Davacı, dava konusu 156 ada 1 parsel sayılı taşınmazın öncesinin 157 ada 1, 2 ve 3 sayılı parsellerle bütün olduğunu, sonradan yol geçirilmekle iki ayrı adaya ayrıldığını, 156 ada 1 sayılı parselin de dava dışı parseller gibi tarım arazisi olduğunu; dedesinden annesine kaldığı halde 1994 yılında Hazine tarafından alınarak annesinden ecrimisil karşılığı dava dışı ….’a kiraya verildiğini, oysa taşınmazın kendisine ait olduğunu ileri sürmüştür. Hazine ise dava konusu taşınmazın Hazineye ait olduğunu davalının zilyetliği bulunmadığını savunmuştur. Bu durumda taraflar arasındaki uyuşmazlık, taşınmaz üzerinde davacı taraf yararına zilyetlikle iktisap koşullarının gerçekleşip, gerçekleşmediği noktasında toplanmaktadır.

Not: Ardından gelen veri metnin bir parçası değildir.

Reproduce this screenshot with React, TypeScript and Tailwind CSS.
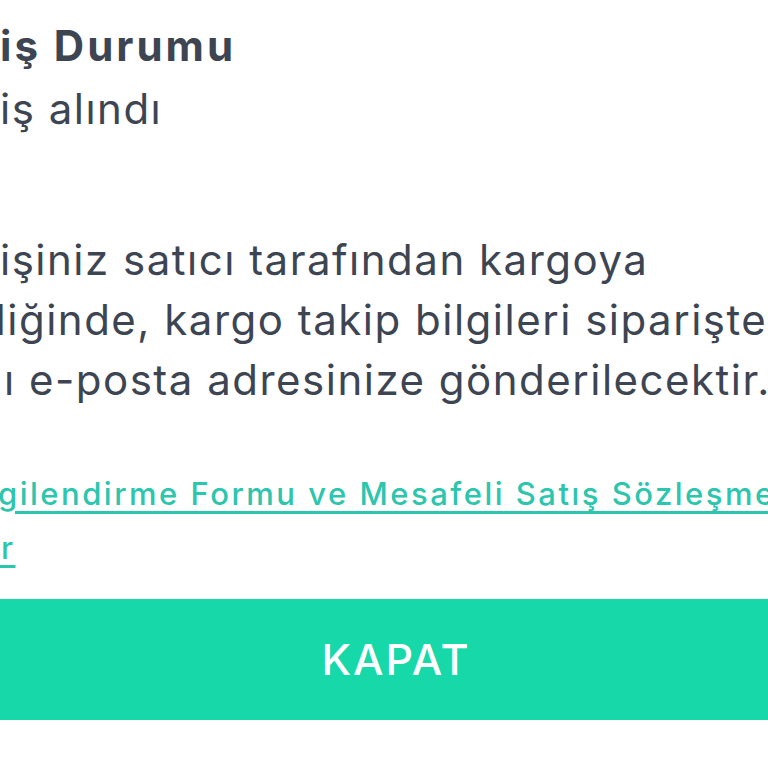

Mahkemece davacı lehine kazanma koşullarının gerçekleştiği gerekçesiyle davanın kabulüne karar verilmiştir. Ne var ki, keşifte dinlenilen yerel bilirkişiler beyanlarında ağırlıkla taşınmazın öncesinin davacının babasına ait olduğunu, ancak daha sonra Hazinenin 20 yıllığına ….’a kiraladığını, …………’ın 3-5 yıl kullandıktan sonra ölümü üzerine burayı davacının ekmeye başladığını belirtmişler, yerel bilirkişilerden Durmuş Kocadayı …………’ın sağlığında ……’in kullandığını beyan etmiştir. Davacı tanıkları ise taşınmazın öncesinin davacının babası Kamil’e ait olup, daha sonra Hazineden 20 yıllığına kiralayan …………’ın taşınmazı 15-20 yıl kullandıktan sonra vefat ettiğini, ondan sonra davacının ekip biçmeye başladığını belirtmişlerdir. Taşınmazın önceki zilyedinin davacının babası Kamil olduğu dosya kapsamı ile belirlenmiştir. Davacının dava dilekçesindeki ve yargılama aşamalarındaki beyanlarından babasının kullanımının 1994 yılında Hazineye terk edilmekle sona erdiği, bundan sonra ecrimisil karşılığı ….’ın zilyet olduğu anlaşıldığına göre, miras hakkına dayanması mümkün olmayan davacı yararına zilyetlikle iktisap koşullarının oluştuğundan söz edilebilmesi için …………’dan sonra başlayan zilyetliğinin kadastro tespitine kadar 20 yıla ulaşması zorunludur. Her ne kadar …………’ın ne kadar süreyle taşınmazı kullandığı, zilyetliğin davacıya ne zaman geçtiği konusunda beyanlar arasında doğan çelişki giderilmemiş ise de, kadastro tespitinin 2007 yılında yapıldığı ve bizzat davacının beyanı ile murisin önceki zilyetliğinin 1994 yılında Hazineye terk edilmekle kesilmiş olduğu anlaşıldığına göre, davacının zilyetliğinin başlangıcının her koşulda tespite dek 20 yıla ulaşmadığı kuşkusuzdur. Bu durumda davacı lehine edinme koşullarının gerçekleştiğinden söz edilemeyeceğine göre davanın reddine karar verilmesi gerekirken, delillerin takdirinde yanılgıya düşülerek yazılı şekilde karar verilmesi isabetsiz olup, Hazinenin temyiz itirazları açıklanan nedenlerle yerinde görüldüğünden kabulü ile hükmün BOZULMASINA, 24.03.2015 gününde oybirliğiyle karar verildi.